(published on Ecogold blog, too!)
After several false starts, I was able to meet up and walk the cross country course with Hannah Sue Burnett. Hannah, a lovely, athletic, charming woman was eager to accommodate my needs (I had fractured a heel a few months ago, and couldn’t walk as fast as I used to!), and to answer all my questions as we walked. I felt like Cinderella…or perhaps Kate Middleton!
The first few jumps, she explained, were “easy”…save one, they were downhill approaches, and while the size/spread were intimidating to me, Hannah assured me that her horse would have no problem with them. “He’s very honest, and he’ll try to do anything I point him at!” Hannah assured me.
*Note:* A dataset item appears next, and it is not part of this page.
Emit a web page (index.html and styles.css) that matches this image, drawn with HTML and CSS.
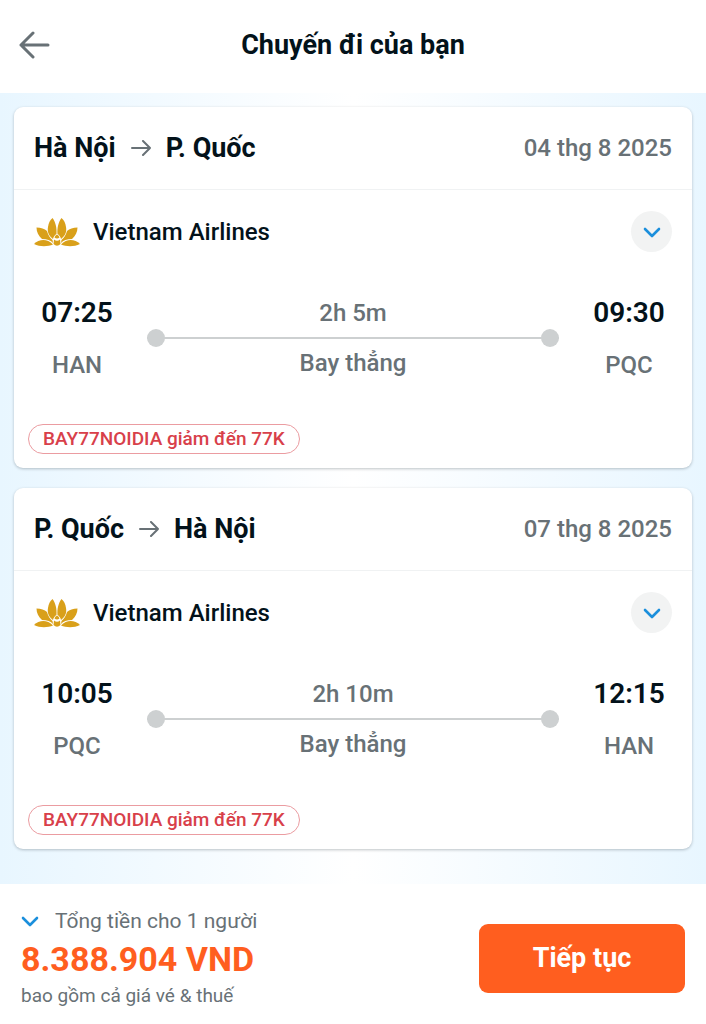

She likes to see her stride and ride to it, something she’s been doing since she was twelve years old, when she rode her pony up to Preliminary.
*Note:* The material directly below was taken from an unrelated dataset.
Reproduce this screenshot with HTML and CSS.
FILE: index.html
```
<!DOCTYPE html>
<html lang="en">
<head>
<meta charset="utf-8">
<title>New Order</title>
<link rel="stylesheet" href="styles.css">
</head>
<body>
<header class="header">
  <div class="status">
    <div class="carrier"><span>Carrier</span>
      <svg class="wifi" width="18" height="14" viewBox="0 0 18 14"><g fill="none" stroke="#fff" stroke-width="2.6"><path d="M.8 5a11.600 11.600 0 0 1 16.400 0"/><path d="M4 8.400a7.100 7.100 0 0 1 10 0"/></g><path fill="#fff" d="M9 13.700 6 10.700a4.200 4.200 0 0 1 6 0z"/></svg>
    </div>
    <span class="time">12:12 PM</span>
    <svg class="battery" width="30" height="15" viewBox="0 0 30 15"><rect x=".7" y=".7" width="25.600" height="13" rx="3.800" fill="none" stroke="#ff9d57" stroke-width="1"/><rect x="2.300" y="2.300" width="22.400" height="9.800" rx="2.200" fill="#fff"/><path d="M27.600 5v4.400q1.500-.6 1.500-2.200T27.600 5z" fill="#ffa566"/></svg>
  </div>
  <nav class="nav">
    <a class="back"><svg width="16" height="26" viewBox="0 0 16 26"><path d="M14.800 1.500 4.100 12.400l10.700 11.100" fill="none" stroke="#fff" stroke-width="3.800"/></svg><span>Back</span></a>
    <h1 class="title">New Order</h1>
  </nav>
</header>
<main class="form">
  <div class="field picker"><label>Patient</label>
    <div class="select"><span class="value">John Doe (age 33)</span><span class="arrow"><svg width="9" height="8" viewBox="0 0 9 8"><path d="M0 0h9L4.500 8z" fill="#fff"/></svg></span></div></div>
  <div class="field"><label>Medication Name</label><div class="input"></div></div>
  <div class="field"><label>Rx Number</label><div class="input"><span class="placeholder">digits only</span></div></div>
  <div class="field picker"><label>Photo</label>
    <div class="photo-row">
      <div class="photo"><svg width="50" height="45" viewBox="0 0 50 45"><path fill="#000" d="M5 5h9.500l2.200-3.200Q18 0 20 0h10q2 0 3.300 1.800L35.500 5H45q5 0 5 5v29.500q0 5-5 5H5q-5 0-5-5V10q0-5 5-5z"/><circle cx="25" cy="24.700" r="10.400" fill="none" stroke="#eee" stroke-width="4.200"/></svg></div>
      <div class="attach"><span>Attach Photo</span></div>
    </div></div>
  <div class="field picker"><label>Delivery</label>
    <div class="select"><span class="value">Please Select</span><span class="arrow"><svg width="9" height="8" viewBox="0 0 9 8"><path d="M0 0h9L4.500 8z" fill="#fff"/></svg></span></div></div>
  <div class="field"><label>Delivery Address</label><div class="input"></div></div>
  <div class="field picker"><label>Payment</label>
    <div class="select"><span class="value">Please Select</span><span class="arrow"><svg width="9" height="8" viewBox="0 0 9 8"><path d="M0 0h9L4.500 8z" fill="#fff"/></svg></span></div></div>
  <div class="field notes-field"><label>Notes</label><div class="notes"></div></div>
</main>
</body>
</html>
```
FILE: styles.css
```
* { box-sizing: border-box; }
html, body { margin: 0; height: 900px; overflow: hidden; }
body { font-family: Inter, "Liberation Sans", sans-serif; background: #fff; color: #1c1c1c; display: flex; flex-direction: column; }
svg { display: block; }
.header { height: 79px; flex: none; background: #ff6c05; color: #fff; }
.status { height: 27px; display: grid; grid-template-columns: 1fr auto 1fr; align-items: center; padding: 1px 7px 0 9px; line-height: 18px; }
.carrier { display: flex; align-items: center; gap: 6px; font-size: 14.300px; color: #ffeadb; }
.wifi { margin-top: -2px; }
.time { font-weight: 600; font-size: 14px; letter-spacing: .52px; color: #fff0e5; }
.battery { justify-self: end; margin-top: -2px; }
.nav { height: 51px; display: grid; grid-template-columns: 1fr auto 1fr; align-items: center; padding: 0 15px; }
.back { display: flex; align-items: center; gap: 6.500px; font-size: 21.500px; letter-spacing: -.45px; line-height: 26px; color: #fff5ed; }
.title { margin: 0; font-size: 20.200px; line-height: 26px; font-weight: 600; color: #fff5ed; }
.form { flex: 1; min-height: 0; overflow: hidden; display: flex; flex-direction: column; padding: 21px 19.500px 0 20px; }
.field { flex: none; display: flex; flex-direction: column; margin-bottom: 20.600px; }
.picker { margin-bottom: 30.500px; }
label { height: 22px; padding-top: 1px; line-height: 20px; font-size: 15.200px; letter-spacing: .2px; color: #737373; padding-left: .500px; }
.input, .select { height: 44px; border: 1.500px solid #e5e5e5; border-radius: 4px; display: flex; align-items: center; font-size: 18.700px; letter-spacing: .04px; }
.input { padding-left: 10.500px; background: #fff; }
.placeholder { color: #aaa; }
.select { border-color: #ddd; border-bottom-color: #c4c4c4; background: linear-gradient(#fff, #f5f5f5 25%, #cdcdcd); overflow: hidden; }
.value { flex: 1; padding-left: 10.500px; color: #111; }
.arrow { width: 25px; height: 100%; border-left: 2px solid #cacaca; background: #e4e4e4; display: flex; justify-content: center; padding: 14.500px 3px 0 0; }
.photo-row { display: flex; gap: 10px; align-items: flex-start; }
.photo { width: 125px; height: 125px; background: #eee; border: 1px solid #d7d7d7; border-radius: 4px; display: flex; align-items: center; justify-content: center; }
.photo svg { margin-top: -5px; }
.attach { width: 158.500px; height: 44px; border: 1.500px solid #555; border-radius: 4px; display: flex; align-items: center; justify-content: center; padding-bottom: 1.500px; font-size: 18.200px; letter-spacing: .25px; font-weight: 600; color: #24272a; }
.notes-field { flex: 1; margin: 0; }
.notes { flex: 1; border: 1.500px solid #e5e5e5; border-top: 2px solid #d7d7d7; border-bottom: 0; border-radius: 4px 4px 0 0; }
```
I asked her what her favorite part of eventing, and she told me that stadium jumping was her favorite because, and I quote, she is a “control freak”. She loves the measured step, seeing the exact stride, and body control of stadium. I asked if she liked dressage, too, and she laughed; “I should, and I guess I do. I’m learning to love it. We’ve been working really hard on it, and I think we’re on the verge of a breakthrough. I’m really excited about tomorrow.” Hannah rides “Nike” at 10 tomorrow, first rider tomorrow!
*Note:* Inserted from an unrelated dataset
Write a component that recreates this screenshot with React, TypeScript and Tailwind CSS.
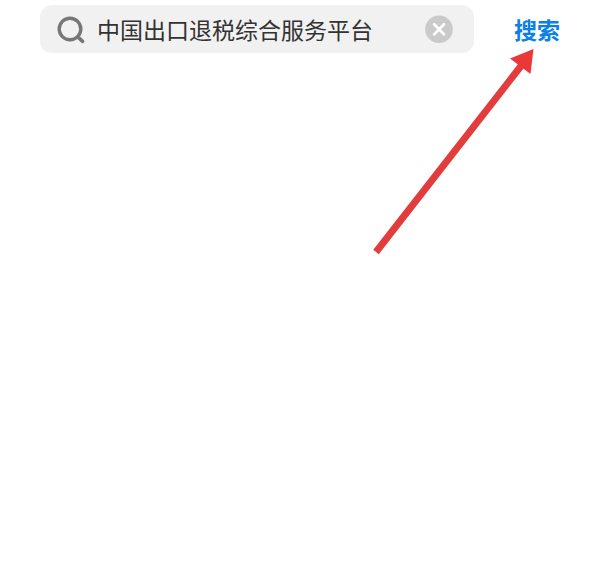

Her biggest challenge, particularly in dressage, is that she expects a lot of her horses, and then fears that she puts too much pressure on them. In cross country, her biggest “bugaboo” is, believe it not, smaller fences! “When you ride the big fences all the time and are suddenly confronted with a smaller one, you lose the ability to see your stride, and both you and your horse come to it underpowered/tentative!” I can only imagine what THAT must feel like!
Another challenge that’s come to the fore only recently is that of remembering courses. “I’ve always been really good at remembering courses, dressage tests, and so forth. But as I ride more horses in competition at different levels, I am suddenly having brain farts; at Red Hills I had three horses at three levels, and while the SJ fences were the same, the courses were different. I accidently left a fence out of one of the levels that was left out in another. That type of thing never happened before! So I’m going to have to work harder to learn my tests/courses.”
I asked her how she kept positive when walking (and riding) a course, and Hannah responded that being positive and thinking ahead were some of the biggest challenges of riding. As she walks her course, she gives herself a positive pep talk, and thinks about how she’ll ride each fence—THEN she walks and thinks about thinking about the NEXT fence as she comes to the fence before it. “It’s sort of like thinking with peripheral vision” Hannah noted. What a great illustration….I’ll have to work on that!
As we finished, I asked about her “Equestrian Bucket List”. Hannah would love to be on a US team, win a medal, and ride in England.
Hannah explained that she had to hurry; she was singing at a memorial service for eventing organizing legend Rebecca Broussard. “You SING?” I asked incredulously. Yes, Hannah sings at weddings and so forth (but she gets nervous when she’s in front of people). “It’s something I’d like to do more of after I retire from eventing,” Hannah mused. “I love singing.” When I asked her what she wanted to do with it, Hannah replied: “I want to be a rock star!”
Rock on, Hannah! I’ll be cheering for you tomorrow!